--- Exercise materials ---

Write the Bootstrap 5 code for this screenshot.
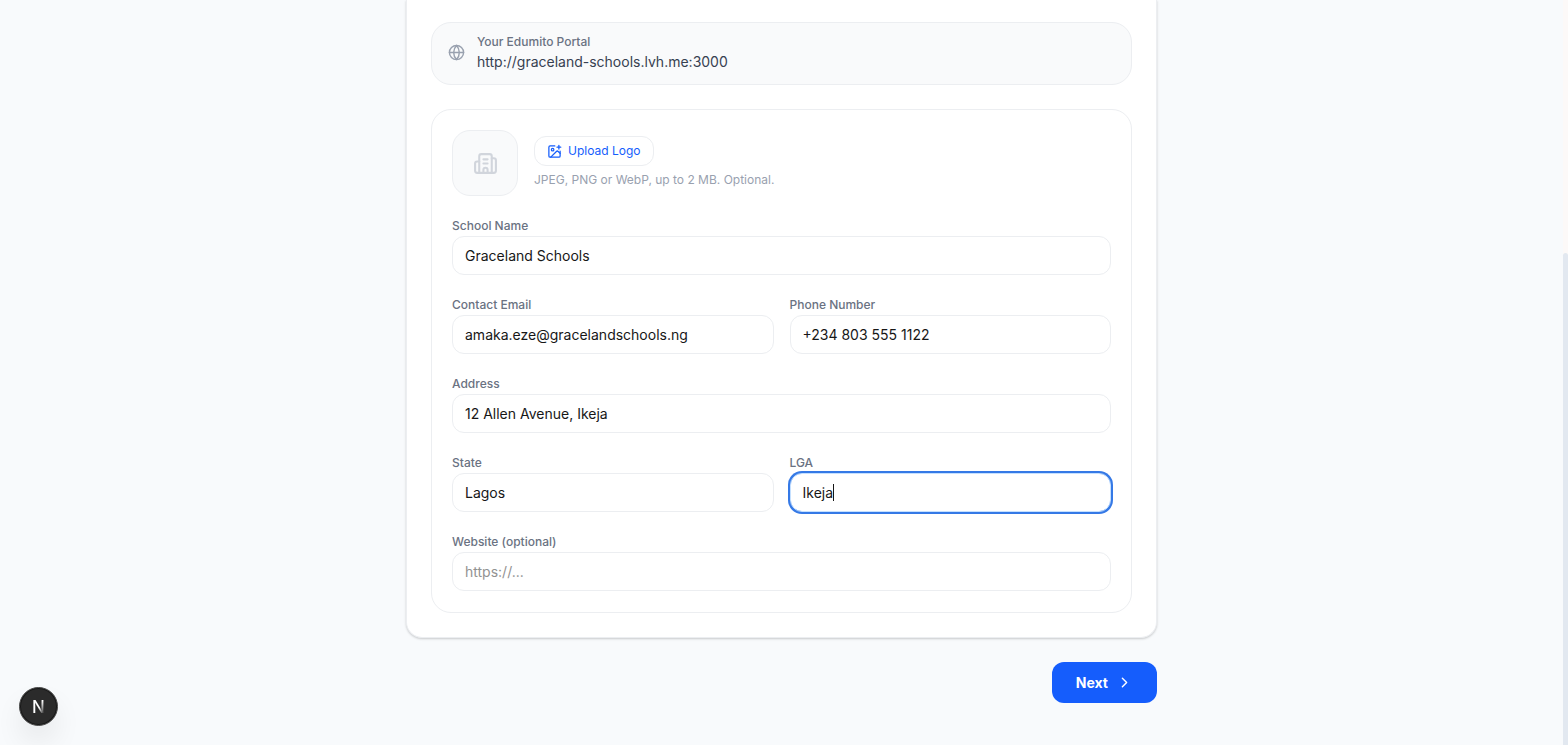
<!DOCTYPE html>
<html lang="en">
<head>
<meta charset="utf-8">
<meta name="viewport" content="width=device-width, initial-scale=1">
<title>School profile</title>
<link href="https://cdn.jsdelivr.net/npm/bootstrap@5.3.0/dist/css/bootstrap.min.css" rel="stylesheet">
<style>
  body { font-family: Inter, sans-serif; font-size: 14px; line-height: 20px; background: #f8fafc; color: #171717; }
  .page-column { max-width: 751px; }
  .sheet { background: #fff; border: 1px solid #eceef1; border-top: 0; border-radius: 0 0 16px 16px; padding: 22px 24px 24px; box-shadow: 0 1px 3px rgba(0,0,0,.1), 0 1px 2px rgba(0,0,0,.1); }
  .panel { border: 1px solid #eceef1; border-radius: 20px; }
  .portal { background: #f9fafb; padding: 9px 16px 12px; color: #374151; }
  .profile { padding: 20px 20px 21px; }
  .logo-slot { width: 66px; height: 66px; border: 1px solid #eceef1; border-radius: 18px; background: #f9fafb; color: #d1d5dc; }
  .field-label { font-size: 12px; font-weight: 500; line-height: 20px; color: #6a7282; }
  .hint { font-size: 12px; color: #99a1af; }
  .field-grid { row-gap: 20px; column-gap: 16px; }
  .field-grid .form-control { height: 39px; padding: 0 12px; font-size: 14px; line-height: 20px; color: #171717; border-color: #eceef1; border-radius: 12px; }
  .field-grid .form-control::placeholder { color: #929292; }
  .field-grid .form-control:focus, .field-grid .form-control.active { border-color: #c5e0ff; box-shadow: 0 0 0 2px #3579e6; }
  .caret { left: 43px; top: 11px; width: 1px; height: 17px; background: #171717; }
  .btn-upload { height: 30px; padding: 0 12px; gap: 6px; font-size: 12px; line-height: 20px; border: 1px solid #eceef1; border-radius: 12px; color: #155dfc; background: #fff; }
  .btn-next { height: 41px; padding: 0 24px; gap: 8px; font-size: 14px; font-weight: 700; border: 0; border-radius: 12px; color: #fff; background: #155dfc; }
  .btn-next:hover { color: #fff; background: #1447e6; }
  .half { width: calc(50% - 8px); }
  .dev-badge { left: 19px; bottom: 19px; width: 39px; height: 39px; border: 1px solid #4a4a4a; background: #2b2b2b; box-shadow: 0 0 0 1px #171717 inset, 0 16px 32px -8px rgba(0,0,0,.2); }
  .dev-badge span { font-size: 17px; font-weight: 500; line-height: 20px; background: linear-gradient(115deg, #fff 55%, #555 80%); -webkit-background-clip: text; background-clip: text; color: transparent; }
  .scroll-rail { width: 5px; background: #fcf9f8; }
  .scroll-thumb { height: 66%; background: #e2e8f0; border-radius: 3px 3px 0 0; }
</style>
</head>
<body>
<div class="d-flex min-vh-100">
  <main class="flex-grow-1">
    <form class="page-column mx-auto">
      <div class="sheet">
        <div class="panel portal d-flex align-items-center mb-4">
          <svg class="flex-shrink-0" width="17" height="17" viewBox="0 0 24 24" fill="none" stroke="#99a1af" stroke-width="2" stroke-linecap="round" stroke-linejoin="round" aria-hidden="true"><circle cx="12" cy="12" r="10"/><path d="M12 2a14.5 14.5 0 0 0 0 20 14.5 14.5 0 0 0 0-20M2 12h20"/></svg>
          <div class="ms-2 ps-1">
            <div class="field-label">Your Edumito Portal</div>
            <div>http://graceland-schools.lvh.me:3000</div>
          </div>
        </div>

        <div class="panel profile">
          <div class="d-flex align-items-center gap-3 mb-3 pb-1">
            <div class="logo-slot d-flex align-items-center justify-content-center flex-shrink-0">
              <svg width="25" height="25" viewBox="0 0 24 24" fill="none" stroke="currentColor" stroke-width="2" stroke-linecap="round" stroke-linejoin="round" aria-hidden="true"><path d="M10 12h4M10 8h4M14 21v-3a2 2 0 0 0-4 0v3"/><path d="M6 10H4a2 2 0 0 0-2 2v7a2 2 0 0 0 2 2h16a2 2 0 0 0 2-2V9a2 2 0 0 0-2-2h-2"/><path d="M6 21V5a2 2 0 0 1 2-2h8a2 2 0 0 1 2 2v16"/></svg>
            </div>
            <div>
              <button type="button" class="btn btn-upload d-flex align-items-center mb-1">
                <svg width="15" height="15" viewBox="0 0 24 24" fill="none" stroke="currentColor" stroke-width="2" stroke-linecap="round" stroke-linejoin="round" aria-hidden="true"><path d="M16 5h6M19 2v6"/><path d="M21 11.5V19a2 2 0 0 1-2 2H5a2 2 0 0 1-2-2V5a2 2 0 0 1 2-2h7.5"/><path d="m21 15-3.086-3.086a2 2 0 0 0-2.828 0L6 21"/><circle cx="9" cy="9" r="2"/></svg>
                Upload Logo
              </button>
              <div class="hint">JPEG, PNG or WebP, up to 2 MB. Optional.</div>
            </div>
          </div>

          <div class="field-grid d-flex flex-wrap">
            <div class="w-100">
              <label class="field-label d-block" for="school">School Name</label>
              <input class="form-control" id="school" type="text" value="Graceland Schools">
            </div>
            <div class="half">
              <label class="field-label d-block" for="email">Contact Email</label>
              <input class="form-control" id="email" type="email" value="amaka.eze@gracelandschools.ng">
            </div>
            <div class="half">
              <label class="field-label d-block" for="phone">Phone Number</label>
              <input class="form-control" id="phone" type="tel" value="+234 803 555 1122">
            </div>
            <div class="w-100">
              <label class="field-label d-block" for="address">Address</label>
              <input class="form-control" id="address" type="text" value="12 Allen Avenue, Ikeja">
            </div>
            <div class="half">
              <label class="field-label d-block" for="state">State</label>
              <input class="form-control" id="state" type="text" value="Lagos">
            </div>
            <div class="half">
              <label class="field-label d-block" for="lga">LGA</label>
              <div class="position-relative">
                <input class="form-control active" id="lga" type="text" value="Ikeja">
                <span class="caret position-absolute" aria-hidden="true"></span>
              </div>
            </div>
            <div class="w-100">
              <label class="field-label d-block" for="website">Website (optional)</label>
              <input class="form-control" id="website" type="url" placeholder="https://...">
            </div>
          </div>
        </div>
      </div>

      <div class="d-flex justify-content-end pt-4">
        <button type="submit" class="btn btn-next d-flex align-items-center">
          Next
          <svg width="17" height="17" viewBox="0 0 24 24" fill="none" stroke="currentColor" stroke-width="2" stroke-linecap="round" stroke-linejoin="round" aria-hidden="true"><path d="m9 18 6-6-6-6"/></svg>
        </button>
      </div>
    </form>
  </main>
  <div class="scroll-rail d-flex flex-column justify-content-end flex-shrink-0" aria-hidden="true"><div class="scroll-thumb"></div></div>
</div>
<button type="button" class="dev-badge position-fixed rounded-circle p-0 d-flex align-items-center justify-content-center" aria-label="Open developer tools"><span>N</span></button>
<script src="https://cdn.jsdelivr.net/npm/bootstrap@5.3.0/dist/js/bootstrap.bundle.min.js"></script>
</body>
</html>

---
--- Exercise materials ---

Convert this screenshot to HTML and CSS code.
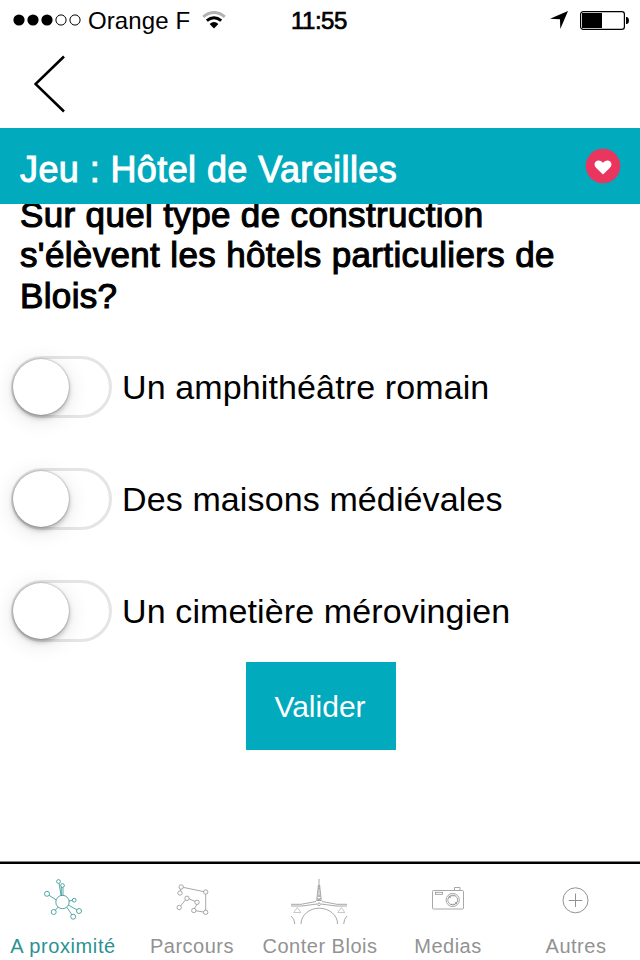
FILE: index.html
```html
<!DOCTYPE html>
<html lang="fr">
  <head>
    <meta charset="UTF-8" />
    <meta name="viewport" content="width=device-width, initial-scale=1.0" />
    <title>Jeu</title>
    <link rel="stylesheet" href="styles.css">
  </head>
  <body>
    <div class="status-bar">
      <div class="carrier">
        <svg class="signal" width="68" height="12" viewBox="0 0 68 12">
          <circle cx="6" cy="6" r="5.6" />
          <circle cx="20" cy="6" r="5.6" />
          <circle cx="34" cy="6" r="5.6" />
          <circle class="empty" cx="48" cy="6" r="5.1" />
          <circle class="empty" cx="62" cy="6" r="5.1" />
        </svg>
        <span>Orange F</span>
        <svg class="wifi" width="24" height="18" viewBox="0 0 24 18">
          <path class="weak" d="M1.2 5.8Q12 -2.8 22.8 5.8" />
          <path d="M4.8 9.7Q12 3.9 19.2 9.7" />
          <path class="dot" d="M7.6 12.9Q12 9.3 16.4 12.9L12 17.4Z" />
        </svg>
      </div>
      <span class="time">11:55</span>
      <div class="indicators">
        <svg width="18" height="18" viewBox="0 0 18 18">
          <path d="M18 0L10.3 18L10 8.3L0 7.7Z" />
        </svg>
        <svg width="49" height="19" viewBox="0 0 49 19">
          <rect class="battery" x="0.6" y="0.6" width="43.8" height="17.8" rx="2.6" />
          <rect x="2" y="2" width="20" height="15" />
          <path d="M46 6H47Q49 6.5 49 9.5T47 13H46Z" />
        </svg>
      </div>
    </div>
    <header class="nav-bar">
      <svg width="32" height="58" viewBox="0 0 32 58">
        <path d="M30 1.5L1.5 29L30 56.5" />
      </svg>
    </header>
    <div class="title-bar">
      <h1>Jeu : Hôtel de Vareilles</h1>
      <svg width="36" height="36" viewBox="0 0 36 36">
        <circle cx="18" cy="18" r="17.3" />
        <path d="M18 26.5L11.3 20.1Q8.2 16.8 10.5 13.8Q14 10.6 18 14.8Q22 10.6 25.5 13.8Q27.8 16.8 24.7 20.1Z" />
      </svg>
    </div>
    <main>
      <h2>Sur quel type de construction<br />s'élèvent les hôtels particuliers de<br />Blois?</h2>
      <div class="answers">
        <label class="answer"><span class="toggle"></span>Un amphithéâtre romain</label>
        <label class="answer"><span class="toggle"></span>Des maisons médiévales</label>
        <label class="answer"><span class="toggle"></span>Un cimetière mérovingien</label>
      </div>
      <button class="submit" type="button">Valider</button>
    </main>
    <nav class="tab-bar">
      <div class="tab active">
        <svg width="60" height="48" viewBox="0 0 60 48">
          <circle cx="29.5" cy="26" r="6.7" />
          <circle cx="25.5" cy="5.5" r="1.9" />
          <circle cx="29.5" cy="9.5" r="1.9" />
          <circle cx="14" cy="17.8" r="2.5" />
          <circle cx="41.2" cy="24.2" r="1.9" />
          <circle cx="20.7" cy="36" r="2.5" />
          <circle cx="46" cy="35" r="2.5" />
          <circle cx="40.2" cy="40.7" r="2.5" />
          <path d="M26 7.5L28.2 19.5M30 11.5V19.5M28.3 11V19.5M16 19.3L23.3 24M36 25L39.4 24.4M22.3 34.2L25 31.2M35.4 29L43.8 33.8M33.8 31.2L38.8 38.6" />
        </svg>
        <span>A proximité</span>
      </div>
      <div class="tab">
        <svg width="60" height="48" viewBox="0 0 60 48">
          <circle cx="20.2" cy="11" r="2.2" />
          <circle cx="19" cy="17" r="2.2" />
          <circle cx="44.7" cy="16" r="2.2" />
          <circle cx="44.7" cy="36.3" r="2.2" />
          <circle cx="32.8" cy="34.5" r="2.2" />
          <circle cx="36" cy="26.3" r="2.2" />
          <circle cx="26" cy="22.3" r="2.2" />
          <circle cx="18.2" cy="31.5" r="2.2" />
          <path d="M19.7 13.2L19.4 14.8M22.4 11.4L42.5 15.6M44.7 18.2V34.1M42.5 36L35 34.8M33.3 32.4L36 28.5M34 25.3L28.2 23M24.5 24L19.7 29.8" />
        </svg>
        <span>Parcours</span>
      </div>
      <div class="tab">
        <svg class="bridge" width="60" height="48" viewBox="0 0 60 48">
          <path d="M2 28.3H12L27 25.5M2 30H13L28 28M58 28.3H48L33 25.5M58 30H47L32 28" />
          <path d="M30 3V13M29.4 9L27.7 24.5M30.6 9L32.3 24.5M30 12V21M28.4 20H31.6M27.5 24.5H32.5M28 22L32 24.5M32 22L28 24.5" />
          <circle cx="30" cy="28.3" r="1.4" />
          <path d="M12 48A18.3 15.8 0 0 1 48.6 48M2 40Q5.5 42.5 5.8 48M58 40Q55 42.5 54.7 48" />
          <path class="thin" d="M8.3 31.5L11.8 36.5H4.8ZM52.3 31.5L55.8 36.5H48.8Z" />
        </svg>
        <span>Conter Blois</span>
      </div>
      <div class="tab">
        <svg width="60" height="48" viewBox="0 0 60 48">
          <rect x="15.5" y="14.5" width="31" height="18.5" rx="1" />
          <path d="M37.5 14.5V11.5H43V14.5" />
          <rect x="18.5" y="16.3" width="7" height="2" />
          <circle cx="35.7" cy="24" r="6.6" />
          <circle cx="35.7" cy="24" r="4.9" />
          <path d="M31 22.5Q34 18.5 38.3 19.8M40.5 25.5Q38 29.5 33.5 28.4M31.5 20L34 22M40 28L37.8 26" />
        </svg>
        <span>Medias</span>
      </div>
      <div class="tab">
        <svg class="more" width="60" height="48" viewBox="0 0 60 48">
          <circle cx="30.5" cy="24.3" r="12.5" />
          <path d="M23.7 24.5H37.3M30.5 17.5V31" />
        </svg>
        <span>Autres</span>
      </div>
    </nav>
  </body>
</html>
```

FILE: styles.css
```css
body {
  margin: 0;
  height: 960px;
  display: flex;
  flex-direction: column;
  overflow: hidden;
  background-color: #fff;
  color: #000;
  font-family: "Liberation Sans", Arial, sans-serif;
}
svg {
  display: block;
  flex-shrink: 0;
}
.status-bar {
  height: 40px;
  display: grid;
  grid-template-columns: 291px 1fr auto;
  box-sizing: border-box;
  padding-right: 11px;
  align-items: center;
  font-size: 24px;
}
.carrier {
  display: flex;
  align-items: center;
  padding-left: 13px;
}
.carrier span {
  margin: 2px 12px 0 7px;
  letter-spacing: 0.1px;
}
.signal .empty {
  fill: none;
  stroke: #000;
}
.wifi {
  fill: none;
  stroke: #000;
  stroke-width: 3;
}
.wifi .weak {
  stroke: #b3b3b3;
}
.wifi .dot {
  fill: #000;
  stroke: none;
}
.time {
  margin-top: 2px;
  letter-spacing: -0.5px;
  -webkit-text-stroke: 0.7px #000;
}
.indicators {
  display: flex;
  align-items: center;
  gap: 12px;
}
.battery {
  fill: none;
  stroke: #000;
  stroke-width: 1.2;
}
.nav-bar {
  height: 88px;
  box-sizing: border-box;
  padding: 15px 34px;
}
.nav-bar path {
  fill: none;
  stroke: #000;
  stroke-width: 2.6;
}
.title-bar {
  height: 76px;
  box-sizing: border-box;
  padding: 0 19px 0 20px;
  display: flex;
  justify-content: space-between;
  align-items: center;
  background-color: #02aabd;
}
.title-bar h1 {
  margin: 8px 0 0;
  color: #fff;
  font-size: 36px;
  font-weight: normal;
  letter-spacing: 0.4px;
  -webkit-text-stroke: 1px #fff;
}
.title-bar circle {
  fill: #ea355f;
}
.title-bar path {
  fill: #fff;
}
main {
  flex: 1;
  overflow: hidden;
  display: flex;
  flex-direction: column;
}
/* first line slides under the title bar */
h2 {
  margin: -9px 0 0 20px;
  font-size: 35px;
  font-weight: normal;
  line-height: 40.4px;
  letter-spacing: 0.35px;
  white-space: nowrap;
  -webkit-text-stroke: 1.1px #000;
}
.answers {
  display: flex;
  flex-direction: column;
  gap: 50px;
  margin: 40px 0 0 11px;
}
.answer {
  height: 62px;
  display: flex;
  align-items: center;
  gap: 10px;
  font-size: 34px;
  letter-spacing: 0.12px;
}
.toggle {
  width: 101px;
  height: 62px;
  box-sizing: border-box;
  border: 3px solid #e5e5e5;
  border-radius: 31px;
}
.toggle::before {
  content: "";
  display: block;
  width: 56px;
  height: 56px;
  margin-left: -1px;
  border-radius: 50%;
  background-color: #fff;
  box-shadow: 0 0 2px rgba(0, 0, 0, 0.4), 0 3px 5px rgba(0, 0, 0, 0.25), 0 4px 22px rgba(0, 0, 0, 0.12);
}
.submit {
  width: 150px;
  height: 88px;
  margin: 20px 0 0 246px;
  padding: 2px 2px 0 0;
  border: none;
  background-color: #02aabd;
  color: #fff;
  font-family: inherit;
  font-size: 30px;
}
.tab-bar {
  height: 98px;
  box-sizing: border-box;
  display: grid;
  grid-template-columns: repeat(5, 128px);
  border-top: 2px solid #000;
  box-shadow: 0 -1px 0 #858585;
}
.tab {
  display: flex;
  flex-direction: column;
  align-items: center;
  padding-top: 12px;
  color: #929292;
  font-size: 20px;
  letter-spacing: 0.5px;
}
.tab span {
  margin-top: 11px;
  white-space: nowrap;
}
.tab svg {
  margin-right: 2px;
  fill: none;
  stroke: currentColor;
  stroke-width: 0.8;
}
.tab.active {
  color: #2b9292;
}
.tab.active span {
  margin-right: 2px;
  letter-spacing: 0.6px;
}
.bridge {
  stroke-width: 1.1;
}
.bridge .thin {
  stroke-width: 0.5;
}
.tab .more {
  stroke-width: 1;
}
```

---

* [Stated problem] Search the data for the word "code" and copy each line where it appears.

* [Answer for this exercise]
Write the Bootstrap 5 code for this screenshot.
Convert this screenshot to HTML and CSS code.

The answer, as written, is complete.